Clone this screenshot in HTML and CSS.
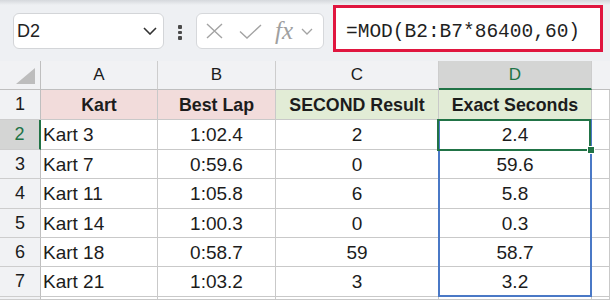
FILE: index.html
```html
<!DOCTYPE html>
<html lang="en">
<head>
    <meta charset="UTF-8">
    <title>Exact Seconds</title>
    <link rel="stylesheet" href="styles.css">
</head>
<body>
    <div class="toolbar">
        <div class="name-box">
            <span>D2</span>
            <svg width="14" height="8" viewBox="0 0 14 8"><polyline points="1,1 7,7 13,1" fill="none" stroke="#333" stroke-width="1.6"/></svg>
        </div>
        <div class="grip"><span></span><span></span><span></span></div>
        <div class="fx-box">
            <svg class="icon-x" width="17" height="16" viewBox="0 0 17 16"><path d="M1 1 L16 15 M16 1 L1 15" stroke="#a3a3a3" stroke-width="1.4" fill="none"/></svg>
            <svg class="icon-check" width="23" height="15" viewBox="0 0 23 15"><path d="M1 7.5 L8 14 L22 1" stroke="#a3a3a3" stroke-width="1.4" fill="none"/></svg>
            <span class="fx">fx</span>
            <svg class="icon-down" width="12" height="7" viewBox="0 0 12 7"><polyline points="1,1 6,6 11,1" fill="none" stroke="#a3a3a3" stroke-width="1.3"/></svg>
        </div>
        <div class="formula">=MOD(B2:B7*86400,60)</div>
    </div>

    <div class="sheet">
        <div class="hd corner"><svg width="19" height="16" viewBox="0 0 19 16"><polygon points="19,0 19,16 0,16" fill="#bdbdbd"/></svg></div>
        <div class="hd">A</div>
        <div class="hd">B</div>
        <div class="hd">C</div>
        <div class="hd active-col">D</div>
        <div class="hd blank"></div>

        <div class="rh">1</div>
        <div class="cell pink bold">Kart</div>
        <div class="cell pink bold">Best Lap</div>
        <div class="cell green bold">SECOND Result</div>
        <div class="cell green bold">Exact Seconds</div>
        <div class="cell"></div>

        <div class="rh active-row">2</div>
        <div class="cell left">Kart 3</div>
        <div class="cell">1:02.4</div>
        <div class="cell">2</div>
        <div class="cell selected">2.4
            <div class="range"></div>
            <div class="pick"></div>
            <div class="handle"></div>
        </div>
        <div class="cell"></div>

        <div class="rh">3</div>
        <div class="cell left">Kart 7</div>
        <div class="cell">0:59.6</div>
        <div class="cell">0</div>
        <div class="cell">59.6</div>
        <div class="cell"></div>

        <div class="rh">4</div>
        <div class="cell left">Kart 11</div>
        <div class="cell">1:05.8</div>
        <div class="cell">6</div>
        <div class="cell">5.8</div>
        <div class="cell"></div>

        <div class="rh">5</div>
        <div class="cell left">Kart 14</div>
        <div class="cell">1:00.3</div>
        <div class="cell">0</div>
        <div class="cell">0.3</div>
        <div class="cell"></div>

        <div class="rh">6</div>
        <div class="cell left">Kart 18</div>
        <div class="cell">0:58.7</div>
        <div class="cell">59</div>
        <div class="cell">58.7</div>
        <div class="cell"></div>

        <div class="rh">7</div>
        <div class="cell left">Kart 21</div>
        <div class="cell">1:03.2</div>
        <div class="cell">3</div>
        <div class="cell">3.2</div>
        <div class="cell"></div>

        <div class="rh"></div>
        <div class="cell"></div>
        <div class="cell"></div>
        <div class="cell"></div>
        <div class="cell"></div>
        <div class="cell"></div>
    </div>
</body>
</html>
```

FILE: styles.css
```css
* {
    margin: 0;
    padding: 0;
    box-sizing: border-box;
}
body {
    width: 610px;
    height: 300px;
    overflow: hidden;
    font-family: "Liberation Sans", Arial, sans-serif;
    color: #1c1c1c;
    background: #ffffff;
}

/* formula bar */
.toolbar {
    height: 61px;
    display: flex;
    align-items: flex-start;
    background: linear-gradient(#d5d8dc, #eef0f3 5px);
}
.name-box {
    margin: 13px 0 0 13px;
    width: 151px;
    height: 36px;
    display: flex;
    align-items: center;
    justify-content: space-between;
    padding: 0 6px 0 3px;
    background: #ffffff;
    border: 1px solid #d3d5d8;
    border-radius: 6px;
    font-size: 18px;
    color: #222;
}
.grip {
    margin: 25px 0 0 14px;
    width: 4px;
    display: flex;
    flex-direction: column;
    gap: 2px;
}
.grip span {
    width: 4px;
    height: 3.5px;
    border-radius: 1px;
    background: #4a4a4a;
}
.fx-box {
    margin: 13px 0 0 14px;
    width: 128px;
    height: 36px;
    display: flex;
    align-items: center;
    padding-left: 9px;
    background: #ffffff;
    border: 1px solid #d6d8db;
    border-radius: 6px;
}
.icon-check {
    margin-left: 16px;
}
.fx {
    margin-left: 13px;
    font-family: "Liberation Serif", serif;
    font-style: italic;
    font-size: 25px;
    color: #a0a0a0;
    line-height: 1;
    margin-top: -2px;
}
.icon-down {
    margin-left: 8px;
}
.formula {
    margin: 5px 0 0 9px;
    width: 270px;
    height: 47px;
    display: flex;
    align-items: center;
    padding: 6px 0 0 10px;
    background: #ffffff;
    border: 3px solid #e0163f;
    font-family: "Liberation Mono", monospace;
    font-size: 19.5px;
    color: #1f1f1f;
}

/* worksheet */
.sheet {
    display: grid;
    grid-template-columns: 41px 117px 118px 163px 153px 1fr;
    grid-template-rows: 29px 30px 30px 29px 30px 29px 29px 30px 1fr;
    height: 239px;
}
.hd {
    background: #f1f2f4;
    border-right: 1px solid #cdcdcd;
    border-bottom: 1px solid #bfbfbf;
    display: flex;
    align-items: center;
    justify-content: center;
    font-size: 17px;
    color: #1c1c1c;
}
.hd.corner {
    align-items: flex-end;
    justify-content: flex-end;
    padding: 0 5px 5px 0;
    border-right-color: #bfbfbf;
}
.hd.blank {
    border-right: none;
}
.hd.active-col {
    background: #d4d5d4;
    color: #217346;
    border-bottom: 2px solid #217346;
}
.rh {
    background: #f1f2f4;
    border-right: 1px solid #bfbfbf;
    border-bottom: 1px solid #cdcdcd;
    display: flex;
    align-items: center;
    justify-content: center;
    font-size: 18px;
    color: #1c1c1c;
}
.rh.active-row {
    background: #d4d5d4;
    color: #217346;
    border-right: 2px solid #217346;
}
.cell {
    position: relative;
    border-right: 1px solid #c9c9c9;
    border-bottom: 1px solid #c9c9c9;
    display: flex;
    align-items: center;
    justify-content: center;
    padding-top: 1px;
    font-size: 19px;
    white-space: nowrap;
}
.cell.left {
    justify-content: flex-start;
    padding-left: 2px;
}
.cell.bold {
    font-weight: bold;
    font-size: 17.8px;
}
.cell.pink {
    background: #f2dcdb;
}
.cell.green {
    background: #e2ecd6;
}

/* selection and spill range */
.cell.selected {
    z-index: 2;
}
.range {
    position: absolute;
    left: -1px;
    right: -1px;
    top: -1px;
    height: 178px;
    border: 2px solid #4a78c6;
}
.pick {
    position: absolute;
    left: -2px;
    right: 0;
    top: -1px;
    bottom: -2px;
    border: 2px solid #217346;
}
.handle {
    position: absolute;
    right: -4px;
    bottom: -5px;
    width: 8px;
    height: 8px;
    background: #217346;
    border: 1px solid #ffffff;
}
```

EXERCISE DETAILS:
Give back the whole listing as it stands, minus its pictures.

THE REPLY:
Clone this screenshot in HTML and CSS.
FILE: index.html
```html
<!DOCTYPE html>
<html lang="en">
<head>
    <meta charset="UTF-8">
    <title>Exact Seconds</title>
    <link rel="stylesheet" href="styles.css">
</head>
<body>
    <div class="toolbar">
        <div class="name-box">
            <span>D2</span>
            <svg width="14" height="8" viewBox="0 0 14 8"><polyline points="1,1 7,7 13,1" fill="none" stroke="#333" stroke-width="1.6"/></svg>
        </div>
        <div class="grip"><span></span><span></span><span></span></div>
        <div class="fx-box">
            <svg class="icon-x" width="17" height="16" viewBox="0 0 17 16"><path d="M1 1 L16 15 M16 1 L1 15" stroke="#a3a3a3" stroke-width="1.4" fill="none"/></svg>
            <svg class="icon-check" width="23" height="15" viewBox="0 0 23 15"><path d="M1 7.5 L8 14 L22 1" stroke="#a3a3a3" stroke-width="1.4" fill="none"/></svg>
            <span class="fx">fx</span>
            <svg class="icon-down" width="12" height="7" viewBox="0 0 12 7"><polyline points="1,1 6,6 11,1" fill="none" stroke="#a3a3a3" stroke-width="1.3"/></svg>
        </div>
        <div class="formula">=MOD(B2:B7*86400,60)</div>
    </div>

    <div class="sheet">
        <div class="hd corner"><svg width="19" height="16" viewBox="0 0 19 16"><polygon points="19,0 19,16 0,16" fill="#bdbdbd"/></svg></div>
        <div class="hd">A</div>
        <div class="hd">B</div>
        <div class="hd">C</div>
        <div class="hd active-col">D</div>
        <div class="hd blank"></div>

        <div class="rh">1</div>
        <div class="cell pink bold">Kart</div>
        <div class="cell pink bold">Best Lap</div>
        <div class="cell green bold">SECOND Result</div>
        <div class="cell green bold">Exact Seconds</div>
        <div class="cell"></div>

        <div class="rh active-row">2</div>
        <div class="cell left">Kart 3</div>
        <div class="cell">1:02.4</div>
        <div class="cell">2</div>
        <div class="cell selected">2.4
            <div class="range"></div>
            <div class="pick"></div>
            <div class="handle"></div>
        </div>
        <div class="cell"></div>

        <div class="rh">3</div>
        <div class="cell left">Kart 7</div>
        <div class="cell">0:59.6</div>
        <div class="cell">0</div>
        <div class="cell">59.6</div>
        <div class="cell"></div>

        <div class="rh">4</div>
        <div class="cell left">Kart 11</div>
        <div class="cell">1:05.8</div>
        <div class="cell">6</div>
        <div class="cell">5.8</div>
        <div class="cell"></div>

        <div class="rh">5</div>
        <div class="cell left">Kart 14</div>
        <div class="cell">1:00.3</div>
        <div class="cell">0</div>
        <div class="cell">0.3</div>
        <div class="cell"></div>

        <div class="rh">6</div>
        <div class="cell left">Kart 18</div>
        <div class="cell">0:58.7</div>
        <div class="cell">59</div>
        <div class="cell">58.7</div>
        <div class="cell"></div>

        <div class="rh">7</div>
        <div class="cell left">Kart 21</div>
        <div class="cell">1:03.2</div>
        <div class="cell">3</div>
        <div class="cell">3.2</div>
        <div class="cell"></div>

        <div class="rh"></div>
        <div class="cell"></div>
        <div class="cell"></div>
        <div class="cell"></div>
        <div class="cell"></div>
        <div class="cell"></div>
    </div>
</body>
</html>
```

FILE: styles.css
```css
* {
    margin: 0;
    padding: 0;
    box-sizing: border-box;
}
body {
    width: 610px;
    height: 300px;
    overflow: hidden;
    font-family: "Liberation Sans", Arial, sans-serif;
    color: #1c1c1c;
    background: #ffffff;
}

/* formula bar */
.toolbar {
    height: 61px;
    display: flex;
    align-items: flex-start;
    background: linear-gradient(#d5d8dc, #eef0f3 5px);
}
.name-box {
    margin: 13px 0 0 13px;
    width: 151px;
    height: 36px;
    display: flex;
    align-items: center;
    justify-content: space-between;
    padding: 0 6px 0 3px;
    background: #ffffff;
    border: 1px solid #d3d5d8;
    border-radius: 6px;
    font-size: 18px;
    color: #222;
}
.grip {
    margin: 25px 0 0 14px;
    width: 4px;
    display: flex;
    flex-direction: column;
    gap: 2px;
}
.grip span {
    width: 4px;
    height: 3.5px;
    border-radius: 1px;
    background: #4a4a4a;
}
.fx-box {
    margin: 13px 0 0 14px;
    width: 128px;
    height: 36px;
    display: flex;
    align-items: center;
    padding-left: 9px;
    background: #ffffff;
    border: 1px solid #d6d8db;
    border-radius: 6px;
}
.icon-check {
    margin-left: 16px;
}
.fx {
    margin-left: 13px;
    font-family: "Liberation Serif", serif;
    font-style: italic;
    font-size: 25px;
    color: #a0a0a0;
    line-height: 1;
    margin-top: -2px;
}
.icon-down {
    margin-left: 8px;
}
.formula {
    margin: 5px 0 0 9px;
    width: 270px;
    height: 47px;
    display: flex;
    align-items: center;
    padding: 6px 0 0 10px;
    background: #ffffff;
    border: 3px solid #e0163f;
    font-family: "Liberation Mono", monospace;
    font-size: 19.5px;
    color: #1f1f1f;
}

/* worksheet */
.sheet {
    display: grid;
    grid-template-columns: 41px 117px 118px 163px 153px 1fr;
    grid-template-rows: 29px 30px 30px 29px 30px 29px 29px 30px 1fr;
    height: 239px;
}
.hd {
    background: #f1f2f4;
    border-right: 1px solid #cdcdcd;
    border-bottom: 1px solid #bfbfbf;
    display: flex;
    align-items: center;
    justify-content: center;
    font-size: 17px;
    color: #1c1c1c;
}
.hd.corner {
    align-items: flex-end;
    justify-content: flex-end;
    padding: 0 5px 5px 0;
    border-right-color: #bfbfbf;
}
.hd.blank {
    border-right: none;
}
.hd.active-col {
    background: #d4d5d4;
    color: #217346;
    border-bottom: 2px solid #217346;
}
.rh {
    background: #f1f2f4;
    border-right: 1px solid #bfbfbf;
    border-bottom: 1px solid #cdcdcd;
    display: flex;
    align-items: center;
    justify-content: center;
    font-size: 18px;
    color: #1c1c1c;
}
.rh.active-row {
    background: #d4d5d4;
    color: #217346;
    border-right: 2px solid #217346;
}
.cell {
    position: relative;
    border-right: 1px solid #c9c9c9;
    border-bottom: 1px solid #c9c9c9;
    display: flex;
    align-items: center;
    justify-content: center;
    padding-top: 1px;
    font-size: 19px;
    white-space: nowrap;
}
.cell.left {
    justify-content: flex-start;
    padding-left: 2px;
}
.cell.bold {
    font-weight: bold;
    font-size: 17.8px;
}
.cell.pink {
    background: #f2dcdb;
}
.cell.green {
    background: #e2ecd6;
}

/* selection and spill range */
.cell.selected {
    z-index: 2;
}
.range {
    position: absolute;
    left: -1px;
    right: -1px;
    top: -1px;
    height: 178px;
    border: 2px solid #4a78c6;
}
.pick {
    position: absolute;
    left: -2px;
    right: 0;
    top: -1px;
    bottom: -2px;
    border: 2px solid #217346;
}
.handle {
    position: absolute;
    right: -4px;
    bottom: -5px;
    width: 8px;
    height: 8px;
    background: #217346;
    border: 1px solid #ffffff;
}
```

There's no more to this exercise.